*GIVEN PROBLEM*. Pick out each line below containing "What".

============

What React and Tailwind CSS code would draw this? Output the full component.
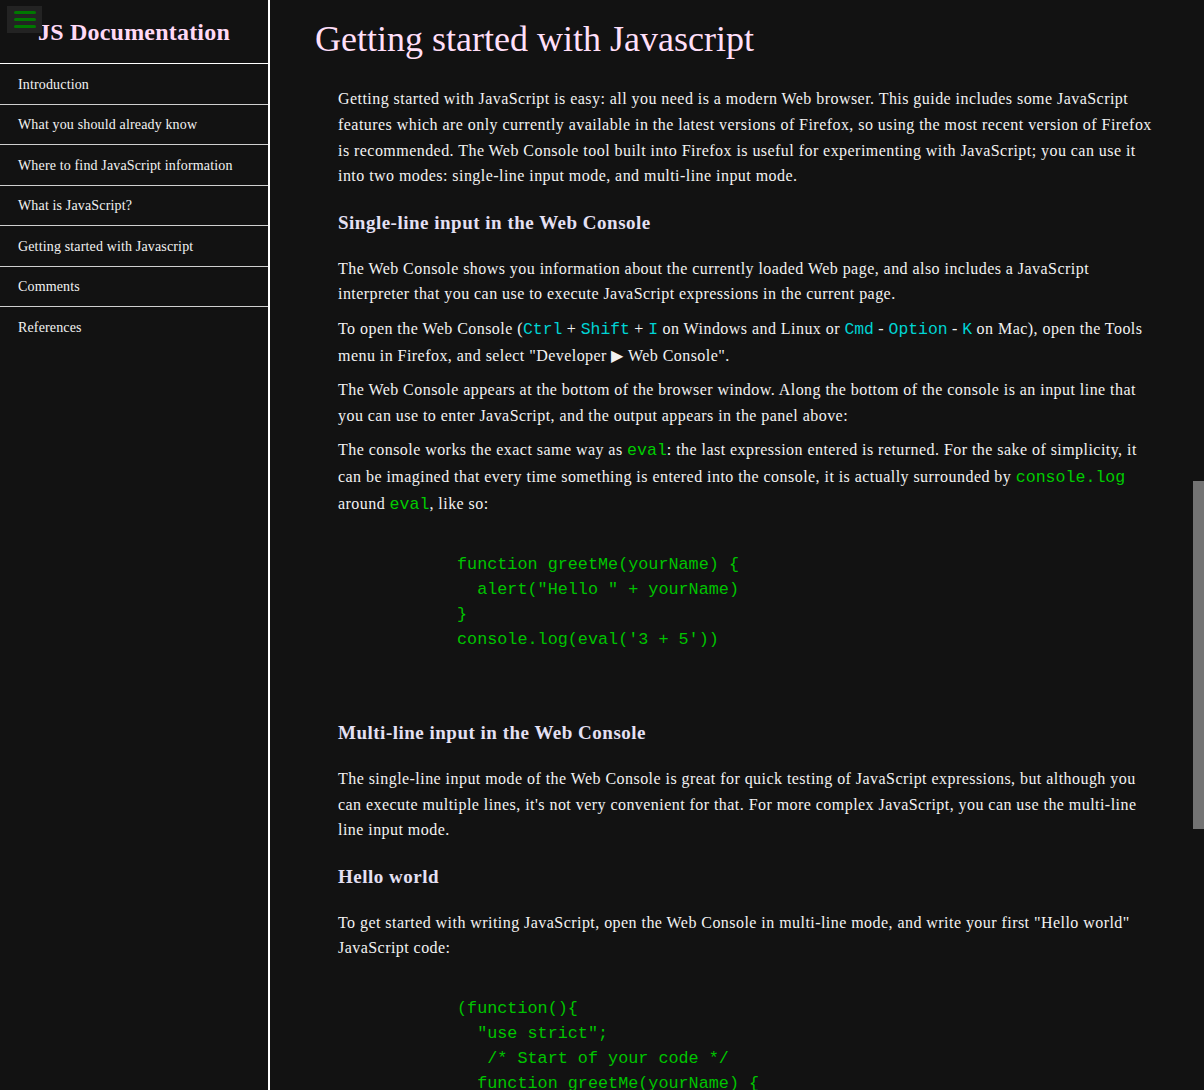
import { useLayoutEffect, useRef } from 'react';

const navItems = [
  'Introduction',
  'What you should already know',
  'Where to find JavaScript information',
  'What is JavaScript?',
  'Getting started with Javascript',
  'Comments',
  'References',
];

function Kbd({ children }) {
  return <code className="font-['Liberation_Mono',monospace] text-[16.4px] tracking-normal text-[#00d4d4]">{children}</code>;
}

function Code({ children }) {
  return <code className="font-['Liberation_Mono',monospace] text-[16.6px] tracking-normal text-[#00cc00]">{children}</code>;
}

function Block({ children }) {
  return (
    <pre className="ml-[119px] mt-[9px] pt-[26px] pb-[47px] font-['Liberation_Mono',monospace] text-[16.8px] leading-[25px] text-[#00c400] whitespace-pre">
      {children}
    </pre>
  );
}

function Section({ title, children, innerRef }) {
  return (
    <section ref={innerRef}>
      <header className="pt-[19px] pl-[45px] text-[36px] leading-[41px] text-[#ffdff8]">{title}</header>
      <div className="pl-[68px] pr-[30px] pt-[17px] pb-[10px]">{children}</div>
    </section>
  );
}

const P = ({ children }) => <p className="my-[9px] text-[16px] leading-[25.6px] tracking-[0.45px]">{children}</p>;
const H3 = ({ children }) => <h3 className="mt-[23px] mb-[22px] text-[19px] leading-[22px] tracking-[0.5px] font-bold text-[#e4e0f4]">{children}</h3>;
const Li = ({ children }) => <li className="my-1 text-[16px] leading-[25.6px] tracking-[0.45px]">{children}</li>;

export default function App() {
  const mainRef = useRef(null);
  const startRef = useRef(null);

  useLayoutEffect(() => {
    if (mainRef.current && startRef.current) {
      mainRef.current.scrollTop = startRef.current.offsetTop;
    }
  }, []);

  return (
    <div className="flex h-screen bg-[#121212] text-[#f2f2f2] font-['Liberation_Serif',serif]">
      <nav className="relative w-[270px] shrink-0 border-r-2 border-white">
        <div className="absolute left-[7px] top-[6px] flex h-[27px] w-[35px] flex-col items-center justify-center gap-[4px] bg-[#232323]">
          <span className="h-[3px] w-[22px] rounded-full bg-[#007800]" />
          <span className="h-[3px] w-[22px] rounded-full bg-[#007800]" />
          <span className="h-[3px] w-[22px] rounded-full bg-[#007800]" />
        </div>
        <header className="h-[64px] border-b border-white pt-[16px] text-center text-[24px] leading-[32px] tracking-[0.2px] font-bold text-[#ffd9f6]">
          JS Documentation
        </header>
        <ul>
          {navItems.map((item, i) => (
            <li
              key={item}
              className={`flex h-[40.5px] items-center pl-[18px] pt-[1px] text-[14px] tracking-[0.15px] ${i < navItems.length - 1 ? 'border-b border-[#cfcfcf]' : ''}`}
            >
              {item}
            </li>
          ))}
        </ul>
      </nav>

      <main
        ref={mainRef}
        className="relative flex-1 overflow-y-auto [scrollbar-width:none]"
      >
        <Section title="Introduction">
          <P>
            JavaScript is a cross-platform, object-oriented scripting language. It is a small and lightweight language. Inside a host environment (for example, a web browser), JavaScript can be connected to the objects of its environment to provide programmatic control over them.
          </P>
          <P>
            JavaScript contains a standard library of objects, such as Array, Date, and Math, and a core set of language elements such as operators, control structures, and statements. Core JavaScript can be extended for a variety of purposes by supplementing it with additional objects; for example:
          </P>
          <ul className="list-disc pl-10">
            <Li>Client-side JavaScript extends the core language by supplying objects to control a browser and its Document Object Model (DOM). For example, client-side extensions allow an application to place elements on an HTML form and respond to user events such as mouse clicks, form input, and page navigation.</Li>
            <Li>Server-side JavaScript extends the core language by supplying objects relevant to running JavaScript on a server. For example, server-side extensions allow an application to communicate with a database, provide continuity of information from one invocation to another of the application, or perform file manipulations on a server.</Li>
          </ul>
        </Section>

        <Section title="What you should already know">
          <P>This guide assumes you have the following basic background:</P>
          <ul className="list-disc pl-10">
            <Li>A general understanding of the Internet and the World Wide Web (WWW).</Li>
            <Li>Good working knowledge of HyperText Markup Language (HTML).</Li>
            <Li>Some programming experience. If you are new to programming, try one of the tutorials linked on the main page about JavaScript.</Li>
          </ul>
        </Section>

        <Section title="Where to find JavaScript information">
          <P>The JavaScript documentation on MDN includes the following:</P>
          <ul className="list-disc pl-10">
            <Li>Learning the Web provides information for beginners and introduces basic concepts of programming and the Internet.</Li>
            <Li>JavaScript Guide (this guide) provides an overview about the JavaScript language and its objects.</Li>
            <Li>JavaScript Reference provides detailed reference material for JavaScript.</Li>
          </ul>
          <P>
            If you are new to JavaScript, start with the articles in the learning area and the JavaScript Guide. Once you have a firm grasp of the fundamentals, you can use the JavaScript Reference to get more details on individual objects and statements.
          </P>
        </Section>

        <Section title="What is JavaScript?">
          <P>
            JavaScript is a cross-platform, object-oriented scripting language used to make webpages interactive (e.g., having complex animations, clickable buttons, popup menus, etc.). There are also more advanced server side versions of JavaScript such as Node.Js which allow you to add more functionality to a website than simply downloading files (such as realtime collaboration between multiple computers). Inside a host environment (for example, a web browser), JavaScript can be connected to the objects of its environment to provide programmatic control over them.
          </P>
          <P>
            JavaScript contains a standard library of objects, such as Array, Date, and Math, and a core set of language elements such as operators, control structures, and statements. Core JavaScript can be extended for a variety of purposes by supplementing it with additional objects; for example:
          </P>
          <ul className="list-disc pl-10">
            <Li>Client-side JavaScript extends the core language by supplying objects to control a browser and its Document Object Model (DOM).</Li>
            <Li>Server-side JavaScript extends the core language by supplying objects relevant to running JavaScript on a server.</Li>
          </ul>
        </Section>

        <Section title="Getting started with Javascript" innerRef={startRef}>
          <P>
            Getting started with JavaScript is easy: all you need is a modern Web browser. This guide includes some JavaScript features which are only currently available in the latest versions of Firefox, so using the most recent version of Firefox is recommended. The Web Console tool built into Firefox is useful for experimenting with JavaScript; you can use it into two modes: single-line input mode, and multi-line input mode.
          </P>
          <H3>Single-line input in the Web Console</H3>
          <P>
            The Web Console shows you information about the currently loaded Web page, and also includes a JavaScript interpreter that you can use to execute JavaScript expressions in the current page.
          </P>
          <P>
            To open the Web Console (<Kbd>Ctrl</Kbd> + <Kbd>Shift</Kbd> + <Kbd>I</Kbd> on Windows and Linux or <Kbd>Cmd</Kbd> - <Kbd>Option</Kbd> - <Kbd>K</Kbd> on Mac), open the Tools menu in Firefox, and select "Developer ▶ Web Console".
          </P>
          <P>
            The Web Console appears at the bottom of the browser window. Along the bottom of the console is an input line that you can use to enter JavaScript, and the output appears in the panel above:
          </P>
          <P>
            The console works the exact same way as <Code>eval</Code>: the last expression entered is returned. For the sake of simplicity, it can be imagined that every time something is entered into the console, it is actually surrounded by <Code>console.log</Code> around <Code>eval</Code>, like so:
          </P>
          <Block>{`function greetMe(yourName) {
  alert("Hello " + yourName)
}
console.log(eval('3 + 5'))`}</Block>
          <H3>Multi-line input in the Web Console</H3>
          <P>
            The single-line input mode of the Web Console is great for quick testing of JavaScript expressions, but although you can execute multiple lines, it's not very convenient for that. For more complex JavaScript, you can use the multi-line line input mode.
          </P>
          <H3>Hello world</H3>
          <P>
            To get started with writing JavaScript, open the Web Console in multi-line mode, and write your first "Hello world" JavaScript code:
          </P>
          <Block>{`(function(){
  "use strict";
   /* Start of your code */
  function greetMe(yourName) {
    alert("Hello " + yourName);
  }

  greetMe("World");
  /* End of your code */
})();`}</Block>
        </Section>

        <Section title="Comments">
          <P>The syntax of comments is the same as in C++ and in many other languages:</P>
          <Block>{`// a one line comment

/* this is a longer,
 * multi-line comment
 */

/* You can't, however, /* nest comments */ SyntaxError */`}</Block>
          <P>Comments behave like whitespace, and are discarded during script execution.</P>
        </Section>

        <Section title="References">
          <ul className="list-disc pl-10">
            <Li>All the documentation in this page is taken from MDN</Li>
          </ul>
        </Section>
      </main>

      {/* scrollbar track */}
      <div className="w-[11px] shrink-0 bg-[#121212]">
        <div className="mt-[481px] h-[348px] w-full bg-[#737373]" />
      </div>
    </div>
  );
}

============

*PROBLEM SOLUTION*.
What React and Tailwind CSS code would draw this? Output the full component.
  'What you should already know',
  'What is JavaScript?',
        <Section title="What you should already know">
        <Section title="What is JavaScript?">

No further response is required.